Wynajął halę za Piasecznem. Muzeum dostarczyło mu dokumentację Liberatora przywiezioną z USA przez ministra obrony Radosława Sikorskiego. Dane trafiły do komputera, który zaprojektował bryłę samolotu i teraz steruje maszynami wycinającymi elementy bombowca. Kadłub jest już prawie gotowy. Szkielet ze stali i drewna umieszczono na słupach, trzy metry nad posadzką hali. Okładany jest aluminiowymi blachami. Część elementów pochodzi z oryginalnego B-24 J zestrzelonego w połowie sierpnia 1944 r. w Nieszkowicach Wielkich koło Bochni. Maszyna z polską załogą pod dowództwem kapitana Zbigniewa Szostaka przyleciała z południowych Włoch, dokonała zrzutu dla powstańców i wracała do bazy. Po drodze dopadły ją niemieckie myśliwce. Szczątkami bombowca miejscowa ludność obijała komórki.

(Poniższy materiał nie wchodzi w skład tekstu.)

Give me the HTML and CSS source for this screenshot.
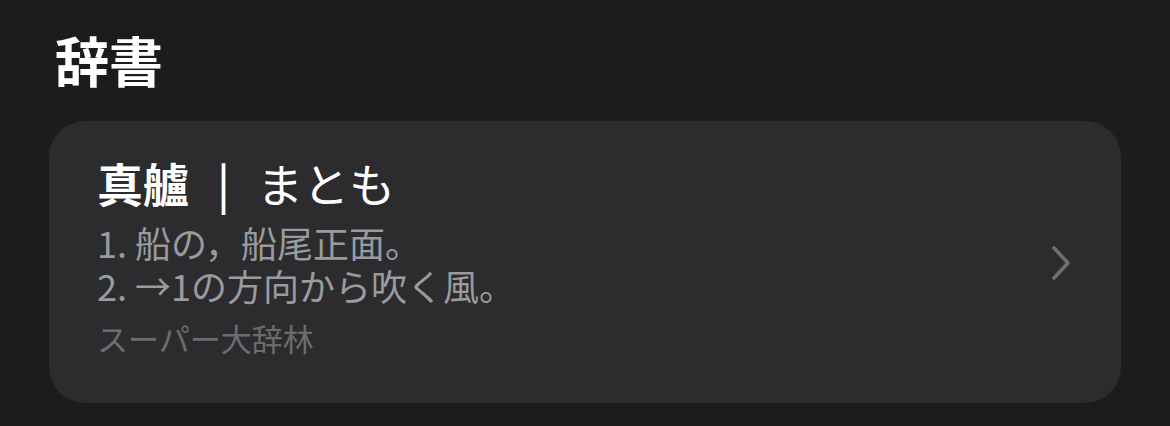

Odtwarzany samolot nie ma jeszcze skrzydeł, ale i tak jedno z nich trzeba skrócić, bo nie zmieści się w hali. Nie będzie też wielu innych szczegółów. - Nasza wersja jest mocno uproszczona, składa się z 2 tys. części. Oryginał miał 100 tys. - oblicza Rafał Mikke.
We wnętrzu Liberatora zaplanowano małą salę audiowizualną. Koszt budowy wyniesie 420 tys zł.